Adaptive join (Oracle): Start with nested loop join. If actual rows exceed threshold, switch to hash join mid-execution.

Spark AQE (Adaptive Query Execution): After each shuffle stage, reoptimize based on actual data sizes. Coalesce partitions, switch join strategies.

JIT Compilation

Compile query operators into machine code at execution time for CPU-intensive queries.

PostgreSQL (since 11): Uses LLVM to JIT-compile expression evaluation and tuple deforming. Benefit: 10-30% speedup for analytical queries.

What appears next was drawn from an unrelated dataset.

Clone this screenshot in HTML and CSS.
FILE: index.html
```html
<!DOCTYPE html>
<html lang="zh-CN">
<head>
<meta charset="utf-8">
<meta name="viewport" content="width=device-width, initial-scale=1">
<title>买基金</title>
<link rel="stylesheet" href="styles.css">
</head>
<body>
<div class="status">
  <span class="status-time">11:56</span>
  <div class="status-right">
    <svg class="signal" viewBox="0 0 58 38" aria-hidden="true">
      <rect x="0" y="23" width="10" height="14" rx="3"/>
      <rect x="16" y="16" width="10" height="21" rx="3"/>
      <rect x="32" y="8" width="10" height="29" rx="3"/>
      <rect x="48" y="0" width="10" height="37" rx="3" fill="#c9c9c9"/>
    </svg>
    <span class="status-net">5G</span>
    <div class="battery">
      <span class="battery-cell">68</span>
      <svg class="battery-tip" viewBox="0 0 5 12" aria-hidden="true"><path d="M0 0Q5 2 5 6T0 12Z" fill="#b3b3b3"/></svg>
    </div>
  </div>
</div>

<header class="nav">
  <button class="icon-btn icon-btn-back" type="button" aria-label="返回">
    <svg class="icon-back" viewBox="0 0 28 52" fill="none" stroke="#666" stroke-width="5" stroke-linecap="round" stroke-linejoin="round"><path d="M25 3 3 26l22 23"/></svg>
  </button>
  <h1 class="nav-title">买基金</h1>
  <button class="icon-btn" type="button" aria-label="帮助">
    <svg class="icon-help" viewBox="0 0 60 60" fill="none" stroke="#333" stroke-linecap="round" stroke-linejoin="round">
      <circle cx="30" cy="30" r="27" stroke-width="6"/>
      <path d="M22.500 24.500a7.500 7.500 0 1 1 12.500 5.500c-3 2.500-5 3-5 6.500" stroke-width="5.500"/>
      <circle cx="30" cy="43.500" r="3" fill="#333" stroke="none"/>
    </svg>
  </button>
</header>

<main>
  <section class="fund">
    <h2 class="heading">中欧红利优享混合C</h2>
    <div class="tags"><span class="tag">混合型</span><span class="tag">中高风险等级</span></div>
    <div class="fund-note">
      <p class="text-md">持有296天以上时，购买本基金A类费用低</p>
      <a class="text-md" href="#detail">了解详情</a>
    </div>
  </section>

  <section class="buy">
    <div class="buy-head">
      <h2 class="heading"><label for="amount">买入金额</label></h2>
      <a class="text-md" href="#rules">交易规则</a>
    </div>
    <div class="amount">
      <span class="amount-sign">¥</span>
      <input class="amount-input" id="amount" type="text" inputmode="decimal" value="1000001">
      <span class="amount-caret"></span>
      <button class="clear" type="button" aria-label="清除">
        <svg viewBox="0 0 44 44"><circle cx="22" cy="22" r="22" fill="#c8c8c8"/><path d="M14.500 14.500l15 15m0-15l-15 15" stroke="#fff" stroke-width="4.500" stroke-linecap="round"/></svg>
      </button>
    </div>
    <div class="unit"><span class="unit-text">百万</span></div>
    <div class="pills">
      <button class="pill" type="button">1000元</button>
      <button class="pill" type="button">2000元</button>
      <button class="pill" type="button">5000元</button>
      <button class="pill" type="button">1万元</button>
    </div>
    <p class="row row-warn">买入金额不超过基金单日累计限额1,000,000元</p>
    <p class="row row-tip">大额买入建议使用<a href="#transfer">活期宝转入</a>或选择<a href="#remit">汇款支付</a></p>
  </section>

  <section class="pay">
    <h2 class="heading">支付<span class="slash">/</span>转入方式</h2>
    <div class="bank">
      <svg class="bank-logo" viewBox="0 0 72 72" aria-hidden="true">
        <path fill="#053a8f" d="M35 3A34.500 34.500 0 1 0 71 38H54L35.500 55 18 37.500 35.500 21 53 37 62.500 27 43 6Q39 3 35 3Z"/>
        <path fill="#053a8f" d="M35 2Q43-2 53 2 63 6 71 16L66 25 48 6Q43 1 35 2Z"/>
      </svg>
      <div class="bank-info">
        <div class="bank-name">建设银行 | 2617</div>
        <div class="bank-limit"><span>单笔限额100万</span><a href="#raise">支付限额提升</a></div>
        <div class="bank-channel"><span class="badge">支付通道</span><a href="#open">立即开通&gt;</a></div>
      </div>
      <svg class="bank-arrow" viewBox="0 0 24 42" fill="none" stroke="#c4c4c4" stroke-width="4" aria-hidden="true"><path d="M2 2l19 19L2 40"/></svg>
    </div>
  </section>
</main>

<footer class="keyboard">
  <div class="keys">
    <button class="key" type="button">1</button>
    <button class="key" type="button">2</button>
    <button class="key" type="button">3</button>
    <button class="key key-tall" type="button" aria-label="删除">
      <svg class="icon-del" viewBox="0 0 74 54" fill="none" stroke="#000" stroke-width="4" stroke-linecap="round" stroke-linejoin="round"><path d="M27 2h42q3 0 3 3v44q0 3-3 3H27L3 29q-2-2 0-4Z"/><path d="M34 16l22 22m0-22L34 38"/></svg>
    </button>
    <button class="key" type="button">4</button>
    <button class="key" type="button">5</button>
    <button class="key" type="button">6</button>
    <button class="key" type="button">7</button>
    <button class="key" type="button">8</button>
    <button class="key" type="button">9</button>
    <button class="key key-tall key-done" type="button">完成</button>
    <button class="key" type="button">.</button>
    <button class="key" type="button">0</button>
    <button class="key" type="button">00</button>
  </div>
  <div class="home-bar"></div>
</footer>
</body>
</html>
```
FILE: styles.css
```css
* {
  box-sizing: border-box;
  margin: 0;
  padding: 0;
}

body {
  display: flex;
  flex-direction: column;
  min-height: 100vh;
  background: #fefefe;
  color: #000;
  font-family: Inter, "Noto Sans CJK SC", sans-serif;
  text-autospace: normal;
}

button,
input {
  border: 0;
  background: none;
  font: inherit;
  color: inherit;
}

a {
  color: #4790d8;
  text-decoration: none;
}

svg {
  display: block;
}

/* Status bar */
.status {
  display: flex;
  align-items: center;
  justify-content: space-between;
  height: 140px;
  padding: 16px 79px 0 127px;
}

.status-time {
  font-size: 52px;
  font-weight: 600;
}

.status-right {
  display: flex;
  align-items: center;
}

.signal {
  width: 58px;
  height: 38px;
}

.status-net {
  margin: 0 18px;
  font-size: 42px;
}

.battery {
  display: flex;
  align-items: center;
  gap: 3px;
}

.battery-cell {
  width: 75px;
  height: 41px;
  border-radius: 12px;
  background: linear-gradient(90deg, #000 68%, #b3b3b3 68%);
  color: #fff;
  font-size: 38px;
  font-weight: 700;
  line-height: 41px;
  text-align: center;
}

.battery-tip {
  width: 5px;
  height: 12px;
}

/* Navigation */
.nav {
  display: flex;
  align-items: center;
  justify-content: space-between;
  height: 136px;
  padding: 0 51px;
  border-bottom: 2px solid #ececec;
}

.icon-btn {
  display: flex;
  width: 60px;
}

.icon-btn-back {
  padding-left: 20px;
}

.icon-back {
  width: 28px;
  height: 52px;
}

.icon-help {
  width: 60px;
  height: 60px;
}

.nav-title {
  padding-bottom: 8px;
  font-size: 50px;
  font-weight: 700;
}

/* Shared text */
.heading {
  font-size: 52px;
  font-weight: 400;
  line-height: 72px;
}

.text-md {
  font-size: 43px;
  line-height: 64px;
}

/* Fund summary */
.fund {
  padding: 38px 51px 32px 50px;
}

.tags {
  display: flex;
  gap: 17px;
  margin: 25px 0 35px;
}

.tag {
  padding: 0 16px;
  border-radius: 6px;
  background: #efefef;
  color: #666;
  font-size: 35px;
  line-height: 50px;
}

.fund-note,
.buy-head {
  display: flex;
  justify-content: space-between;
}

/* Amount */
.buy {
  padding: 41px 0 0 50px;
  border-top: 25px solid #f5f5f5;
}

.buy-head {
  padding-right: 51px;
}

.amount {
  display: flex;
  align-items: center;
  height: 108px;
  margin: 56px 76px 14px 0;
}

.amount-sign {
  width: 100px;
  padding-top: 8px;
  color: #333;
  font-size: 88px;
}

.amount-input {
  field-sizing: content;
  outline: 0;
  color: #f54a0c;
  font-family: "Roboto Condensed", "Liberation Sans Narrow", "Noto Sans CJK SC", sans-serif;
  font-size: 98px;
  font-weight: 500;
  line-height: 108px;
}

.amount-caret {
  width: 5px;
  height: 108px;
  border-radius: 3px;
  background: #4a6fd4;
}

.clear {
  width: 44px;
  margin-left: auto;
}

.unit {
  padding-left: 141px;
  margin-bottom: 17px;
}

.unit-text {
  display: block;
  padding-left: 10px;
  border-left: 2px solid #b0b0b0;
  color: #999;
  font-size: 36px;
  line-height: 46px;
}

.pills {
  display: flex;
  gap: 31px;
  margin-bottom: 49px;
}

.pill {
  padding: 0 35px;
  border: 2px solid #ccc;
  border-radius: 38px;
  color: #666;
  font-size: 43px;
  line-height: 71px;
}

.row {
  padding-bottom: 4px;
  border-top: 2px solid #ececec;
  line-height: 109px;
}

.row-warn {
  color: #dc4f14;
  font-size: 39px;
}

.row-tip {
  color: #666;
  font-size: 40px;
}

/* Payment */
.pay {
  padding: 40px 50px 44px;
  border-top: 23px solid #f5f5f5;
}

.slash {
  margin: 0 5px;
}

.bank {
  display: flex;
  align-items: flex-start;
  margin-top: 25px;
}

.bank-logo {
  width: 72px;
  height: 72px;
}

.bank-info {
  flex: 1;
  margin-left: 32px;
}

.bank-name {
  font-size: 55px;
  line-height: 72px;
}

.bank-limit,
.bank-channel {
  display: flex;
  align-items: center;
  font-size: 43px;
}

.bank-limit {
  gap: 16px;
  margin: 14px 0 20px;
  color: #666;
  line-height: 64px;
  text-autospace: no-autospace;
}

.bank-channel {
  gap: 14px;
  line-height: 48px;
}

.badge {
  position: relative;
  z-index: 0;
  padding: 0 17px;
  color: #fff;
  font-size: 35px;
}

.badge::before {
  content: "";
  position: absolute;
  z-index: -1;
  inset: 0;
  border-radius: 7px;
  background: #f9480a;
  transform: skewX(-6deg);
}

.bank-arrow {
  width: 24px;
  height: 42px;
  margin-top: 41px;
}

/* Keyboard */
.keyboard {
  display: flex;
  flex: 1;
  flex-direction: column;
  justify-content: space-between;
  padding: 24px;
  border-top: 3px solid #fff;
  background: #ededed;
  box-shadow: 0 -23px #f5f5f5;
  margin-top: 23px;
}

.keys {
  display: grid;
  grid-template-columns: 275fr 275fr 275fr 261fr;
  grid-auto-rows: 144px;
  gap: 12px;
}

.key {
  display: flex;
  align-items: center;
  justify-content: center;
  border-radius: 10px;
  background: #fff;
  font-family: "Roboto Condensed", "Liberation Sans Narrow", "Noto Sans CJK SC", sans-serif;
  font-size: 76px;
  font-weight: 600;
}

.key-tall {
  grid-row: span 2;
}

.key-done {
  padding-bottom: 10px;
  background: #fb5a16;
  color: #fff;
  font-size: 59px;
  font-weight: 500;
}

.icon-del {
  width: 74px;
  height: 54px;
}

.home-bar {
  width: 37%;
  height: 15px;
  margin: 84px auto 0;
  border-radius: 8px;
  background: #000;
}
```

Query compilation (HyPer, Umbra, MemSQL/SingleStore): Compile the entire query pipeline into native code. Eliminate iterator overhead. Dramatically faster for in-memory analytics.

Optimizer Hints

When the optimizer makes a bad choice, hints override its decisions.

-- MySQL
SELECT /*+ INDEX(orders idx_customer) */ * FROM orders WHERE customer_id = 42;

-- PostgreSQL: no official hints, but:
SET enable_seqscan = OFF;  -- force index usage
SET enable_hashjoin = OFF;  -- force merge or nested loop

-- Oracle
SELECT /*+ USE_HASH(o) PARALLEL(o, 4) */ * FROM orders o;

Philosophy: PostgreSQL intentionally avoids hints — fix statistics or the query instead. MySQL/Oracle provide hints as a pragmatic escape hatch.

Applications in CS

  • Performance tuning: Understanding the optimizer helps interpret EXPLAIN plans and identify bottlenecks.
  • Query writing: Knowing what the optimizer can/can't do helps write optimizer-friendly SQL.
  • Database development: Building a query optimizer is one of the most complex software engineering tasks.
  • Data engineering: ETL query performance depends on good optimization. Understanding join ordering and pushdown helps design efficient pipelines.